The Fourth Bomb
- American first edition
- Author: John Rhode
- Language: English
- Series: Lancelot Priestley
- Genre: Detective
- Publisher: Collins Crime Club (UK) Dodd Mead (US)
- Publication date: 1942
- Publication place: United Kingdom
- Media type: Print
- Preceded by: They Watched by Night
- Followed by: Dead on the Track

= The Fourth Bomb =

1942 novel

The Fourth Bomb is a 1942 detective novel by John Rhode, the pen name of the British writer Cecil Street. It is the thirty sixth in his long-running series of novels featuring Lancelot Priestley, a Golden Age armchair detective. In The Observer Maurice Richardson wrote "Inspector Waghorn does the investigating, but the evidence is so contradictory and suspicion so widely distributed that the solution calls for Dr. Priestley, whom, you will be sorry to hear, I thought was looking alarmingly shaky. Sound recommendation, of course" while Isaac Anderson in the New York Times wrote "It is merely the familiar Dr. Priestley formula set against the background of wartime England."

==Synopsis==
At the height of the Second World War, a German air raid sees four bombs dropped on the English village of Yardley Green. Four bombs fall on the settlement, the first three doing some damage and injuring two of the inhabitants. The fourth bomb appears to have killed Gazeley, a prosperous diamond merchant.
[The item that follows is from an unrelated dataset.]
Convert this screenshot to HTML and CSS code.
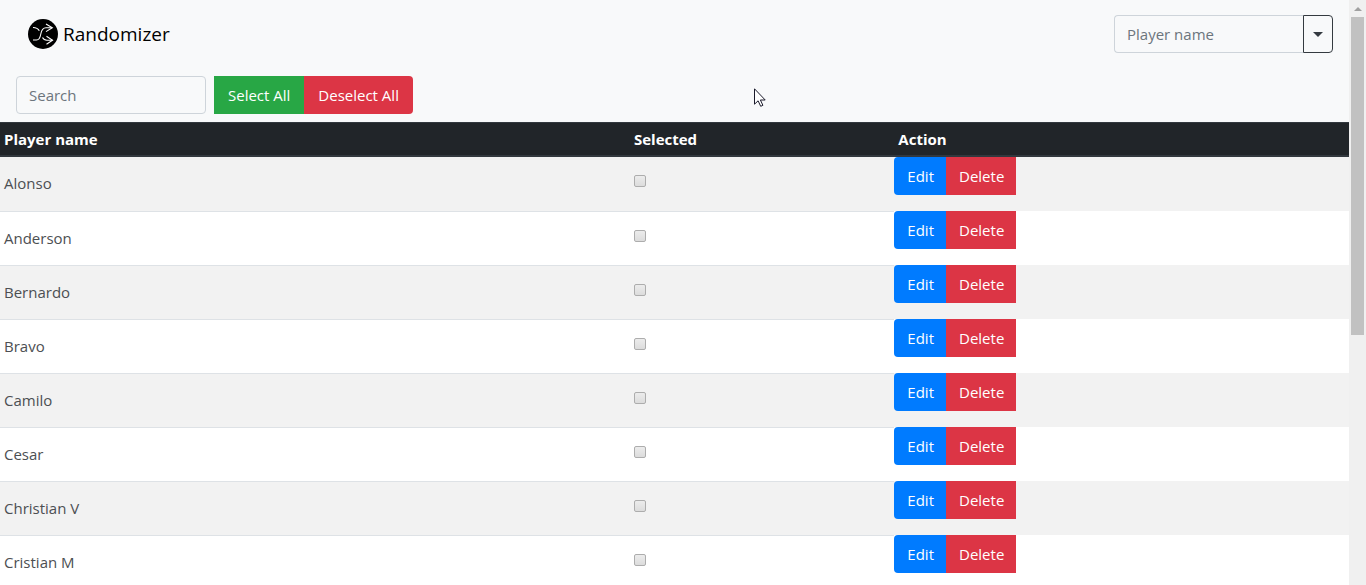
FILE: index.html
```html
<!DOCTYPE html>
<html lang="en">
<head>
<meta charset="utf-8">
<title>Randomizer</title>
<link rel="stylesheet" href="styles.css">
</head>
<body>
<div class="page">
  <header class="navbar">
    <a class="brand" href="#">
      <svg class="logo" viewBox="0 0 30 30" aria-hidden="true">
        <circle cx="15" cy="15" r="15" fill="#000"/>
        <g fill="none" stroke="#fff" stroke-width="1.100">
          <path d="M5 8.500c3 0 5 .8 6.300 3.300"/>
          <path d="M5 21h3.500c3 0 3.700-2.500 4.300-6 .7-4 2-6.200 5.200-6.200h6"/>
          <path d="M14.500 18.500c1 2 2.500 2.700 4.500 2.700h5.500"/>
          <path d="M18 5l6.300 3.800L18 12.600M18.500 17.300l6 3.900-6 4"/>
        </g>
      </svg>
      <span>Randomizer</span>
    </a>
    <form class="input-group">
      <input class="field field-joined" type="text" placeholder="Player name" aria-label="Player name">
      <button class="toggle" type="button" aria-label="More options"><span class="caret"></span></button>
    </form>
  </header>
  <div class="toolbar">
    <input class="field" type="search" placeholder="Search" aria-label="Search">
    <div class="btn-group">
      <button class="btn btn-success" type="button">Select All</button><button class="btn btn-danger btn-end" type="button">Deselect All</button>
    </div>
  </div>
  <table class="players">
    <colgroup><col class="col-name"><col class="col-selected"><col></colgroup>
    <thead>
      <tr><th scope="col">Player name</th><th scope="col">Selected</th><th scope="col">Action</th></tr>
    </thead>
    <tbody>
      <tr><td>Alonso</td><td><input class="check" type="checkbox" aria-label="Select Alonso"></td><td class="actions"><div class="btn-group"><button class="btn btn-primary" type="button">Edit</button><button class="btn btn-danger" type="button">Delete</button></div></td></tr>
      <tr><td>Anderson</td><td><input class="check" type="checkbox" aria-label="Select Anderson"></td><td class="actions"><div class="btn-group"><button class="btn btn-primary" type="button">Edit</button><button class="btn btn-danger" type="button">Delete</button></div></td></tr>
      <tr><td>Bernardo</td><td><input class="check" type="checkbox" aria-label="Select Bernardo"></td><td class="actions"><div class="btn-group"><button class="btn btn-primary" type="button">Edit</button><button class="btn btn-danger" type="button">Delete</button></div></td></tr>
      <tr><td>Bravo</td><td><input class="check" type="checkbox" aria-label="Select Bravo"></td><td class="actions"><div class="btn-group"><button class="btn btn-primary" type="button">Edit</button><button class="btn btn-danger" type="button">Delete</button></div></td></tr>
      <tr><td>Camilo</td><td><input class="check" type="checkbox" aria-label="Select Camilo"></td><td class="actions"><div class="btn-group"><button class="btn btn-primary" type="button">Edit</button><button class="btn btn-danger" type="button">Delete</button></div></td></tr>
      <tr><td>Cesar</td><td><input class="check" type="checkbox" aria-label="Select Cesar"></td><td class="actions"><div class="btn-group"><button class="btn btn-primary" type="button">Edit</button><button class="btn btn-danger" type="button">Delete</button></div></td></tr>
      <tr><td>Christian V</td><td><input class="check" type="checkbox" aria-label="Select Christian V"></td><td class="actions"><div class="btn-group"><button class="btn btn-primary" type="button">Edit</button><button class="btn btn-danger" type="button">Delete</button></div></td></tr>
      <tr><td>Cristian M</td><td><input class="check" type="checkbox" aria-label="Select Cristian M"></td><td class="actions"><div class="btn-group"><button class="btn btn-primary" type="button">Edit</button><button class="btn btn-danger" type="button">Delete</button></div></td></tr>
    </tbody>
  </table>
</div>
<div class="scrollbar" aria-hidden="true">
  <span class="scroll-arrow"></span>
  <span class="scroll-thumb"></span>
</div>
<svg class="cursor" viewBox="0 0 12 19" aria-hidden="true">
  <path d="M.5 .8v15.400l3.600-3.400 2.600 5.500 2.200-1-2.500-5.300h4.800z" fill="#fff" stroke="#1b1b2b"/>
</svg>
</body>
</html>
```
FILE: styles.css
```css
* {
  box-sizing: border-box;
}

body {
  display: flex;
  height: 100vh;
  margin: 0;
  overflow: hidden;
  background: #fff;
  color: #212529;
  font: 15px/24px "Segoe UI", "Open Sans", "Noto Sans", sans-serif;
}

.page {
  flex: 1;
  min-width: 0;
}

.navbar {
  display: flex;
  align-items: center;
  justify-content: space-between;
  padding: 15px 16px 15px 28px;
  background: #f8f9fa;
}

.brand {
  display: flex;
  align-items: center;
  gap: 5px;
  color: #000;
  font-size: 19px;
  line-height: 30px;
  text-decoration: none;
}

.logo {
  width: 30px;
  height: 30px;
}

.input-group {
  display: flex;
}

.field {
  width: 190px;
  height: 38px;
  padding: 6px 12px;
  border: 1px solid #ced4da;
  border-radius: 4px;
  background: transparent;
  color: #495057;
  font: inherit;
  appearance: none;
}

.field::placeholder {
  color: #6c757d;
  opacity: 1;
}

.field-joined {
  width: 189px;
  border-right: 0;
  border-radius: 4px 0 0 4px;
}

.toggle {
  display: flex;
  align-items: center;
  justify-content: center;
  width: 30px;
  padding: 0;
  border: 1px solid #343a40;
  border-radius: 0 4px 4px 0;
  background: transparent;
}

.caret {
  border-top: 5px solid #343a40;
  border-right: 5px solid transparent;
  border-left: 5px solid transparent;
}

.toolbar {
  display: flex;
  gap: 8px;
  padding: 8px 16px;
  background: #f8f9fa;
}

.btn-group {
  display: flex;
}

.btn {
  height: 38px;
  padding: 6px 12px 6px 13px;
  border: 0;
  color: #fff;
  font: inherit;
}

.toolbar .btn {
  padding: 6px 14px;
}

.btn-success {
  background: #28a745;
}

.btn-danger {
  background: #dc3545;
}

.btn-primary {
  border-radius: 4px 0 0 4px;
  background: #007bff;
}

.btn-end {
  border-radius: 0 4px 4px 0;
}

.players {
  width: 100%;
  border-spacing: 0;
  table-layout: fixed;
}

.col-name {
  width: 46.7%;
}

.col-selected {
  width: 19.6%;
}

.players th {
  padding: 4px;
  border-top: 1px solid #32383e;
  border-bottom: 2px solid #32383e;
  background: #212529;
  color: #fff;
  text-align: left;
}

.players td {
  padding: 0 4px 2px;
  border-top: 1px solid #dee2e6;
  color: #4c4f52;
}

.players tbody tr:nth-child(odd) {
  background: #f2f2f2;
}

.players tbody tr:first-child td {
  border-top: 0;
}

.players .actions {
  padding: 0 0 16px;
  border-top: 0;
}

.check {
  display: block;
  width: 12px;
  height: 12px;
  margin: 0 0 4px;
  border: 1px solid #adadad;
  border-radius: 2px;
  background: linear-gradient(#ececec, #dcdcdc);
  appearance: none;
}

.check:checked {
  background: #007bff;
}

.scrollbar {
  display: flex;
  flex-direction: column;
  align-items: center;
  gap: 6px;
  width: 17px;
  padding-top: 7px;
  background: #f0f0f0;
}

.scroll-arrow {
  border-right: 4px solid transparent;
  border-bottom: 4px solid #a0a0a0;
  border-left: 4px solid transparent;
}

.scroll-thumb {
  width: 13px;
  height: 55%;
  background: #c1c1c1;
}

.cursor {
  position: absolute;
  top: 88px;
  left: 754px;
  width: 12px;
  height: 19px;
}
```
However it soon transpires that Gazeley had been murdered after the air raid, and a fortune of diamonds he had on his person is now missing. Inspector Waghorn of Scotland Yard calls for the assistance of Doctor Priestley.

==Bibliography==
- Evans, Curtis. Masters of the "Humdrum" Mystery: Cecil John Charles Street, Freeman Wills Crofts, Alfred Walter Stewart and the British Detective Novel, 1920-1961. McFarland, 2014.
- Magill, Frank Northen . Critical Survey of Mystery and Detective Fiction: Authors, Volume 3. Salem Press, 1988.
- Reilly, John M. Twentieth Century Crime & Mystery Writers. Springer, 2015.